The question sounds simple enough. According to Miriam Webster, collaboration occurs when one “works jointly with others or together…”. But according to a recent report by Forbes Insights, people define collaboration in different ways. Some consider technology and tools essential to collaboration. Others believe that regular face to face individual interaction is the defining characteristic. Even others think that true collaboration is impossible without the proper projects and workload to structure the collaborative process.

Ideally, it is some combination of the three. The Forbes Insights team asserts that driving true collaboration and resulting productivity requires that companies acknowledge and build a strategy around all three: “the roles of individuals, the nature of the work…, and the tools to drive teamwork.” This is because each one, if not handled properly, could lead to ineffective collaboration and problems in the work environment.

1. Individuals

Imbalance among team members on a project will hinder collaboration. Too much reliance on the skills and expertise of too few can create such an imbalance, making it difficult for the experts to fully contribute to the project due to the need for them to support others. Those with less expertise will have trouble contributing as well because of over-reliance on the few. For collaboration to work, each team member must have a defined role and be able to contribute equally.

2. Workload

For collaboration to be effective, the project must be appropriate for teamwork. Too often, companies put teams on projects that might have been better left to an individual. If the type of work involves multiple departments, many moving parts, and deliverables to various stakeholders, it is a good fit for a collaborative approach.

3. Tools

Collaboration won’t work without the right tools for the job. It is critical for an organization to supply these tools to their teams to enable effective collaboration. At a minimum, there must be space for team members to innovate by creating/utilizing their own tools to get the job done.

So much of the sales and customer success industry is centered on collaboration, whether it relates to customer feedback, aligning to customer business outcomes, or collaborating directly with the customer representative to tailor a proposal or track delivered value.
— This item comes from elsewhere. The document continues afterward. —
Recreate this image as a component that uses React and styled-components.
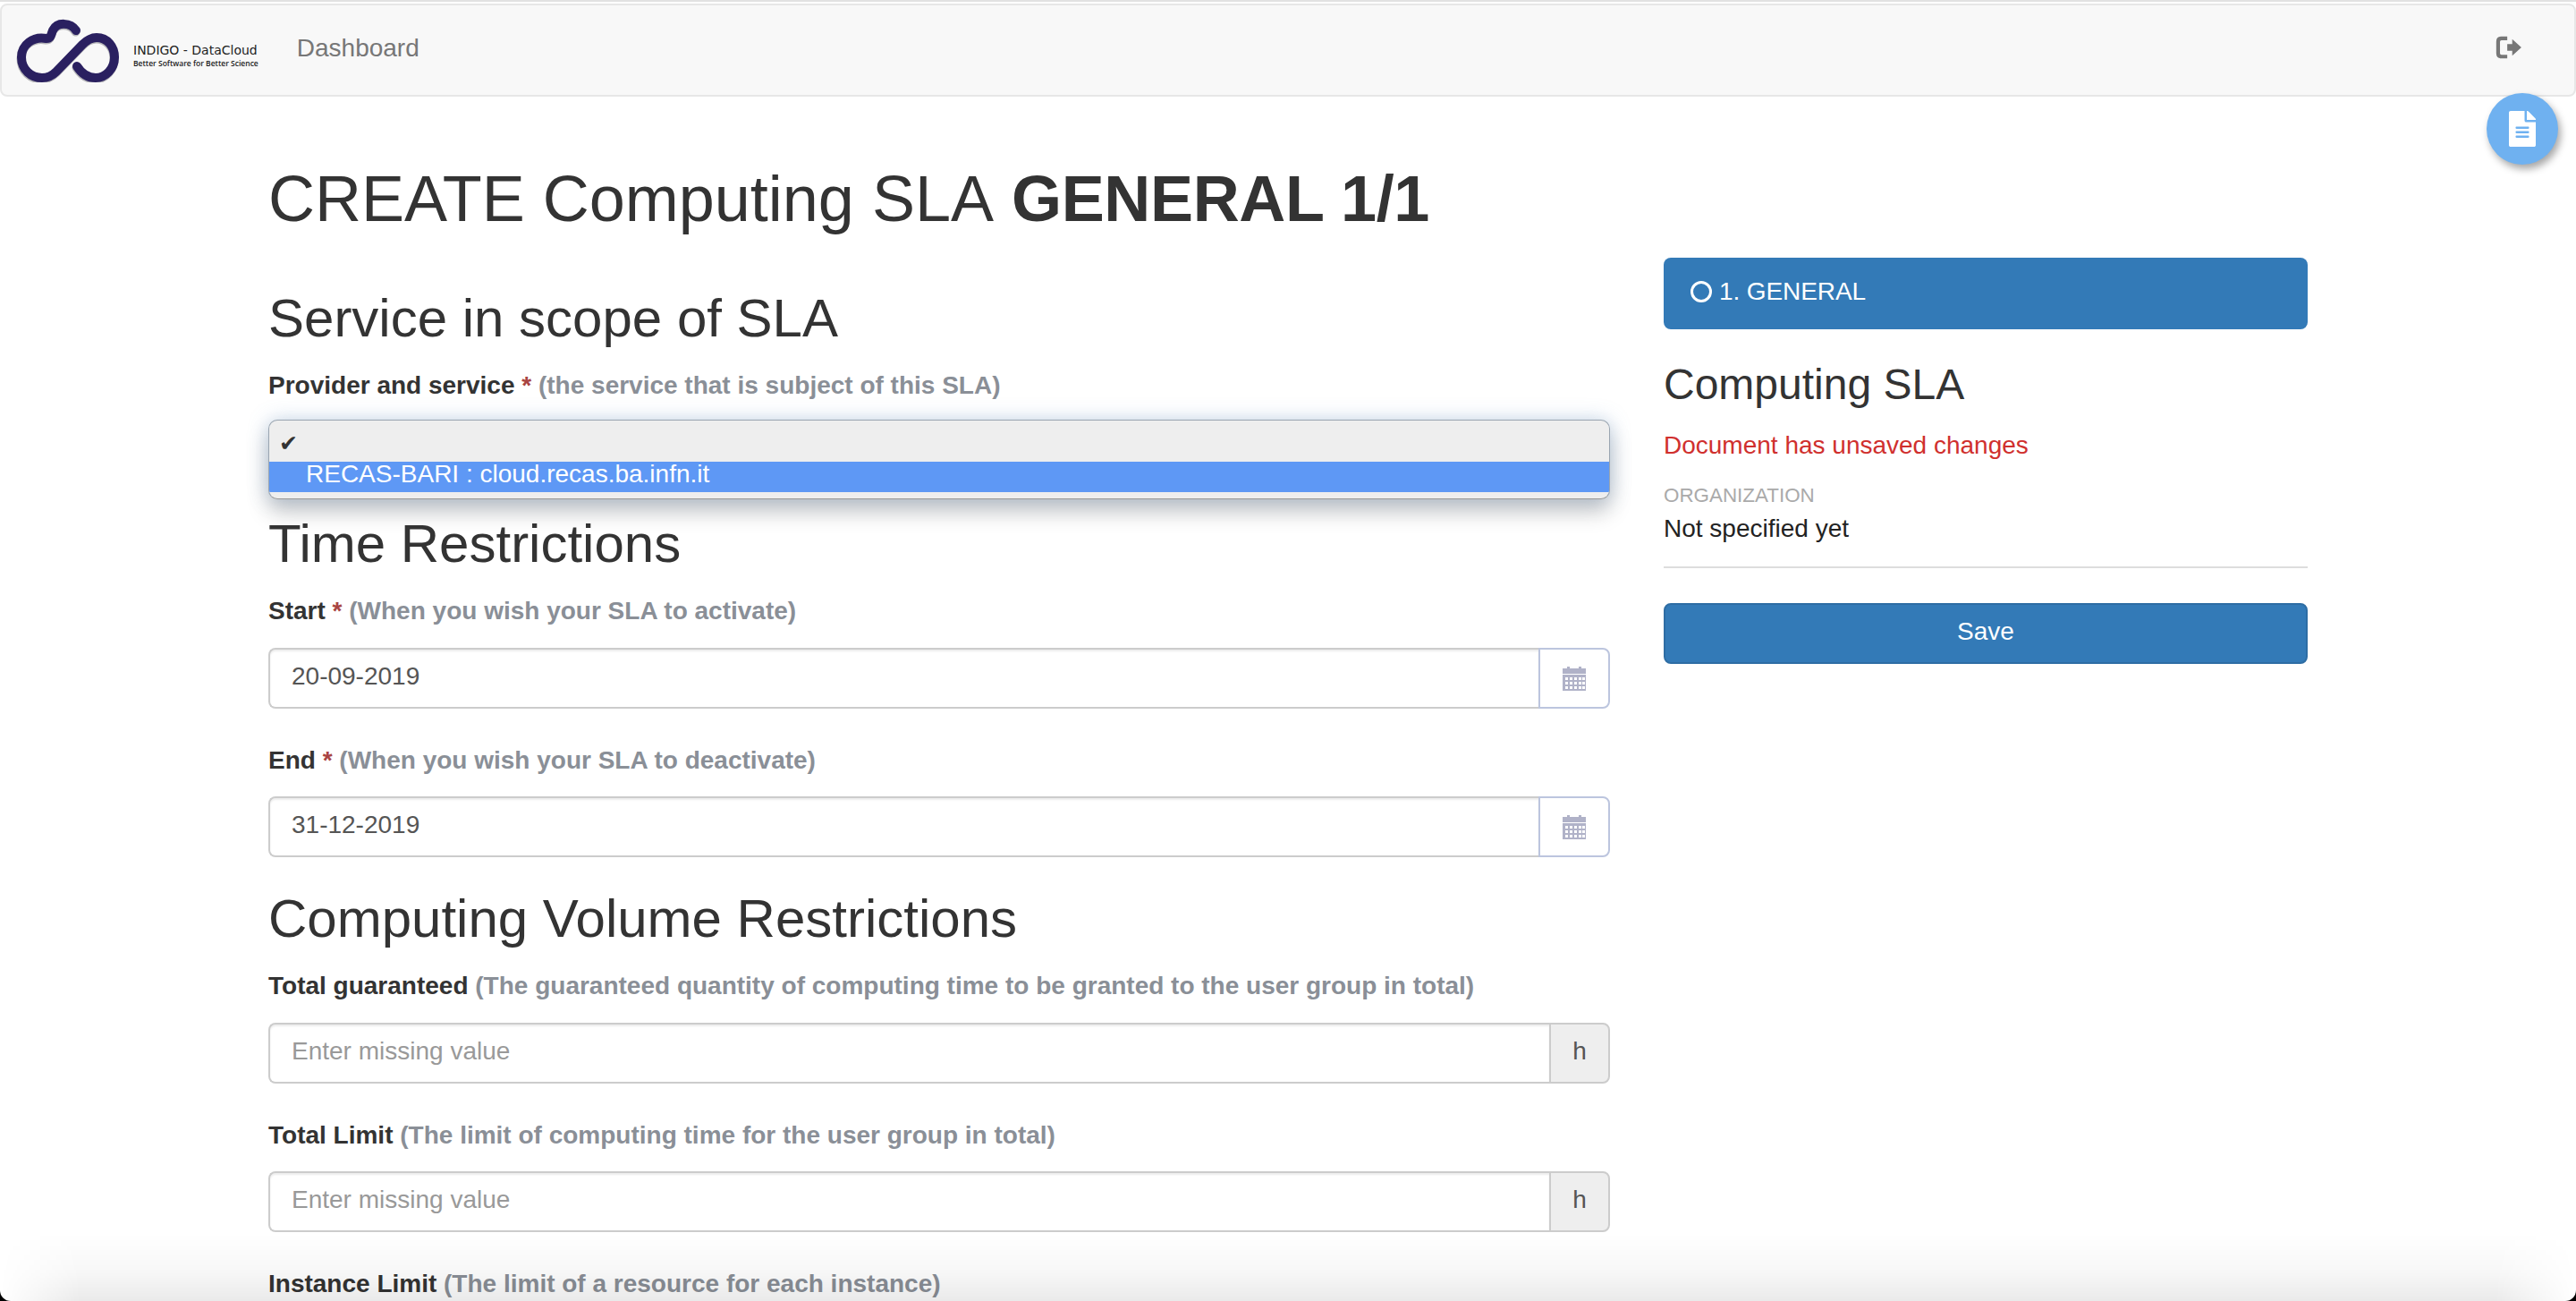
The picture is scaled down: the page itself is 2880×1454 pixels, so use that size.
import React from "react";
import styled, { createGlobalStyle } from "styled-components";
import { FaFileAlt } from "react-icons/fa";

const GlobalStyle = createGlobalStyle`
  html, body {
    margin: 0;
    padding: 0;
    height: 100%;
    overflow: hidden;
    background: #fff;
  }
  body {
    font-family: "Liberation Sans", Arial, sans-serif;
    font-size: 28px;
    color: #333;
  }
  * { box-sizing: border-box; }
`;

const Page = styled.div`
  position: relative;
  height: 1454px;
  overflow: hidden;
  padding-top: 4px;
  border-top: 2px solid #e2e2e2;
`;

const Navbar = styled.nav`
  display: flex;
  align-items: center;
  height: 104px;
  margin-top: -2px;
  background: #f8f8f8;
  border: 2px solid #e7e7e7;
  border-radius: 8px;
  padding: 0 58px 0 16px;
`;

const Brand = styled.div`
  display: flex;
  align-items: center;
  gap: 13px;
`;

const BrandText = styled.div`
  display: flex;
  flex-direction: column;
  margin-top: 12px;
  color: #222;
`;

const BrandName = styled.span`
  font-family: "DejaVu Sans", sans-serif;
  font-size: 14px;
  line-height: 18px;
  white-space: nowrap;
`;

const BrandTag = styled.span`
  font-family: "Open Sans", sans-serif;
  font-size: 8.5px;
  font-weight: 600;
  line-height: 12px;
  white-space: nowrap;
`;

const NavLink = styled.a`
  margin: -4px 0 0 43px;
  font-size: 28px;
  color: #777;
`;

const NavRight = styled.div`
  margin: -6px 0 0 auto;
  display: flex;
  color: #777;
`;

const FloatButton = styled.div`
  position: absolute;
  left: 2780px;
  top: 102px;
  width: 80px;
  height: 80px;
  border-radius: 50%;
  background: #6fb1f0;
  color: #fff;
  display: flex;
  align-items: center;
  justify-content: center;
  box-shadow: 3px 5px 8px rgba(0, 0, 0, 0.35);
  font-size: 40px;
`;

const Container = styled.main`
  width: 2280px;
  margin-left: 300px;
`;

const Title = styled.h1`
  margin: 75px 0 26px;
  font-size: 72px;
  font-weight: 500;
  line-height: 79px;
  color: #333;
  b {
    font-weight: 700;
    margin-left: 4px;
    letter-spacing: -0.35px;
  }
`;

const Columns = styled.div`
  display: grid;
  grid-template-columns: 1500px 720px;
  column-gap: 60px;
  align-items: start;
`;

const FormColumn = styled.div`
  padding-top: 35px;
`;

const SectionTitle = styled.h2`
  margin: 0;
  font-size: 60px;
  font-weight: 500;
  line-height: 66px;
  color: #333;
`;

const FieldLabel = styled.label`
  display: block;
  margin-top: ${(p) => p.$top}px;
  margin-bottom: ${(p) => p.$bottom}px;
  font-size: 28px;
  font-weight: 700;
  line-height: 40px;
  color: #333;
`;

const Star = styled.span`
  color: #a94442;
`;

const Hint = styled.span`
  color: #8a8f97;
`;

const OpenSelect = styled.div`
  height: 89px;
  margin-bottom: 17px;
  background: #eee;
  border-radius: 10px;
  border: 1px solid #9aa5b1;
  border-bottom-color: #999;
  box-shadow: 0 0 22px rgba(102, 150, 200, 0.35), 0 14px 24px rgba(0, 0, 0, 0.22);
  overflow: hidden;
  display: flex;
  flex-direction: column;
  font-size: 28px;
`;

const SelectCheck = styled.div`
  height: 46px;
  padding: 8px 0 0 11px;
  line-height: 36px;
  font-size: 25px;
  color: #333;
  font-family: "DejaVu Sans", sans-serif;
`;

const SelectOption = styled.div`
  height: 34px;
  padding-left: 41px;
  line-height: 28px;
  background: #5e98f5;
  color: #fff;
`;

const InputGroup = styled.div`
  display: flex;
  height: 68px;
`;

const TextBox = styled.div`
  flex: 1;
  display: flex;
  align-items: center;
  padding: 0 24px 4px;
  border: 2px solid #ccc;
  border-right: 0;
  border-radius: 8px 0 0 8px;
  box-shadow: inset 0 2px 2px rgba(0, 0, 0, 0.075);
  font-size: 28px;
  color: ${(p) => (p.$placeholder ? "#999" : "#555")};
`;

const Addon = styled.div`
  width: ${(p) => (p.$unit ? 68 : 80)}px;
  display: flex;
  align-items: center;
  justify-content: center;
  padding-bottom: ${(p) => (p.$unit ? 4 : 0)}px;
  border: 2px solid ${(p) => (p.$unit ? "#ccc" : "#bcc5de")};
  border-radius: 0 8px 8px 0;
  background: ${(p) => (p.$unit ? "#eee" : "#fff")};
  color: #555;
  font-size: 28px;
`;

const VolumeTitle = styled(SectionTitle)`
  margin-top: 36px;
`;

const Sidebar = styled.aside`
  display: flex;
  flex-direction: column;
`;

const StepPanel = styled.div`
  display: flex;
  align-items: center;
  gap: 8px;
  height: 80px;
  padding: 0 30px 4px;
  background: #337ab7;
  border-radius: 8px;
  color: #fff;
  font-size: 28px;
  letter-spacing: -0.1px;
`;

const StepRing = styled.span`
  width: 24px;
  height: 24px;
  border: 3px solid #fff;
  border-radius: 50%;
`;

const SideTitle = styled.h3`
  margin: 28px 0 0;
  font-size: 48px;
  font-weight: 500;
  line-height: 68px;
  color: #333;
`;

const Unsaved = styled.div`
  margin-top: 14px;
  line-height: 40px;
  color: #d0302e;
`;

const MetaLabel = styled.div`
  margin-top: 20px;
  font-size: 22.4px;
  line-height: 32px;
  color: #aaa;
`;

const MetaValue = styled.div`
  margin-top: 3px;
  line-height: 36px;
  color: #222;
`;

const Rule = styled.hr`
  width: 100%;
  margin: 24px 0 39px;
  border: 0;
  border-top: 2px solid #ddd;
`;

const SaveButton = styled.button`
  height: 68px;
  background: #337ab7;
  border: 2px solid #2e6da4;
  border-radius: 8px;
  color: #fff;
  font-family: inherit;
  font-size: 28px;
  padding: 0 0 5px;
`;

const WindowEdge = styled.div`
  position: absolute;
  inset: 0;
  pointer-events: none;
  border-radius: 0 0 12px 12px;
  box-shadow: 0 0 0 14px #000;
  overflow: hidden;

  &::before {
    content: "";
    position: absolute;
    inset: 0;
    background: linear-gradient(to bottom, rgba(0, 0, 0, 0) 1376px, rgba(0, 0, 0, 0.03) 1420px, rgba(0, 0, 0, 0.085) 1454px);
    mask-image: linear-gradient(to right, transparent, #000 90px, #000 2790px, transparent);
  }
`;

const LOGO_PATH =
  "M85 32 C79 23 64 22 59 32 C57 37 57 41 52 41 C37 38 24 48 24 62 C24 76 35 85 47 85 C54 85 59 82 63 78 L92 48 C98 42 103 40 108 40 C120 40 128 50 128 62 C128 75 118 85 107 85 C97 85 91 80 86 72";

const Logo = () => (
  <svg width="118" height="72" viewBox="18 18 118 72" fill="none">
    <path d={LOGO_PATH} stroke="#b5b5b8" strokeWidth="10" strokeLinecap="round" transform="translate(-0.5 1.5)" />
    <path d={LOGO_PATH} stroke="#2a2060" strokeWidth="10" strokeLinecap="round" />
  </svg>
);

const LogoutIcon = () => (
  <svg width="30" height="26" viewBox="0 0 32 28" fill="none">
    <path d="M14 3 H7 Q3 3 3 7 V21 Q3 25 7 25 H14" stroke="currentColor" strokeWidth="4.5" />
    <path d="M14 10 H20 V4 L31 14 L20 24 V18 H14 Z" fill="currentColor" />
  </svg>
);

const CalendarIcon = () => (
  <svg width="28" height="28" viewBox="0 0 28 28">
    <path
      fillRule="evenodd"
      fill="#b0b2c8"
      d="M1 3 H6 V1 H9 V3 H19 V1 H22 V3 H27 V9 H1 Z M1 10 H27 V28 H1 Z M4 13 V16 H7 V13 Z M9 13 V16 H12 V13 Z M14 13 V16 H17 V13 Z M19 13 V16 H22 V13 Z M23 13 V16 H26 V13 Z M4 18 V21 H7 V18 Z M9 18 V21 H12 V18 Z M14 18 V21 H17 V18 Z M19 18 V21 H22 V18 Z M23 18 V21 H26 V18 Z M4 23 V26 H7 V23 Z M9 23 V26 H12 V23 Z M14 23 V26 H17 V23 Z M19 23 V26 H22 V23 Z M23 23 V26 H26 V23 Z"
    />
  </svg>
);

const App = () => {
  return (
    <Page>
      <GlobalStyle />
      <Navbar>
        <Brand>
          <Logo />
          <BrandText>
            <BrandName>INDIGO - DataCloud</BrandName>
            <BrandTag>Better Software for Better Science</BrandTag>
          </BrandText>
        </Brand>
        <NavLink>Dashboard</NavLink>
        <NavRight>
          <LogoutIcon />
        </NavRight>
      </Navbar>
      <FloatButton>
        <FaFileAlt />
      </FloatButton>

      <Container>
        <Title>
          CREATE Computing SLA <b>GENERAL 1/1</b>
        </Title>
        <Columns>
          <FormColumn>
            <SectionTitle>Service in scope of SLA</SectionTitle>
            <FieldLabel $top={22} $bottom={18}>
              Provider and service <Star>*</Star> <Hint>(the service that is subject of this SLA)</Hint>
            </FieldLabel>
            <OpenSelect>
              <SelectCheck>✔</SelectCheck>
              <SelectOption>RECAS-BARI : cloud.recas.ba.infn.it</SelectOption>
            </OpenSelect>

            <SectionTitle>Time Restrictions</SectionTitle>
            <FieldLabel $top={22} $bottom={21}>
              Start <Star>*</Star> <Hint>(When you wish your SLA to activate)</Hint>
            </FieldLabel>
            <InputGroup>
              <TextBox>20-09-2019</TextBox>
              <Addon>
                <CalendarIcon />
              </Addon>
            </InputGroup>
            <FieldLabel $top={38} $bottom={20}>
              End <Star>*</Star> <Hint>(When you wish your SLA to deactivate)</Hint>
            </FieldLabel>
            <InputGroup>
              <TextBox>31-12-2019</TextBox>
              <Addon>
                <CalendarIcon />
              </Addon>
            </InputGroup>

            <VolumeTitle>Computing Volume Restrictions</VolumeTitle>
            <FieldLabel $top={22} $bottom={21}>
              Total guaranteed <Hint>(The guaranteed quantity of computing time to be granted to the user group in total)</Hint>
            </FieldLabel>
            <InputGroup>
              <TextBox $placeholder>Enter missing value</TextBox>
              <Addon $unit>h</Addon>
            </InputGroup>
            <FieldLabel $top={38} $bottom={20}>
              Total Limit <Hint>(The limit of computing time for the user group in total)</Hint>
            </FieldLabel>
            <InputGroup>
              <TextBox $placeholder>Enter missing value</TextBox>
              <Addon $unit>h</Addon>
            </InputGroup>
            <FieldLabel $top={38} $bottom={20}>
              Instance Limit <Hint>(The limit of a resource for each instance)</Hint>
            </FieldLabel>
          </FormColumn>

          <Sidebar>
            <StepPanel>
              <StepRing />
              1. GENERAL
            </StepPanel>
            <SideTitle>Computing SLA</SideTitle>
            <Unsaved>Document has unsaved changes</Unsaved>
            <MetaLabel>ORGANIZATION</MetaLabel>
            <MetaValue>Not specified yet</MetaValue>
            <Rule />
            <SaveButton>Save</SaveButton>
          </Sidebar>
        </Columns>
      </Container>
      <WindowEdge />
    </Page>
  );
};

export default App;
Reps need to be careful when using the term collaboration in this context: customers might think that the experience will center only on a tool and not on human interaction. Or they might think that we are only asking for operational project planning and not strategic input. True strategic collaboration touches on all three of the collaborative components: Individual interaction, appropriate workload, and effective tools. Sales and CS reps need to be aware of this breakdown and distinction in order to truly affect positive and meaningful collaboration in their business processes.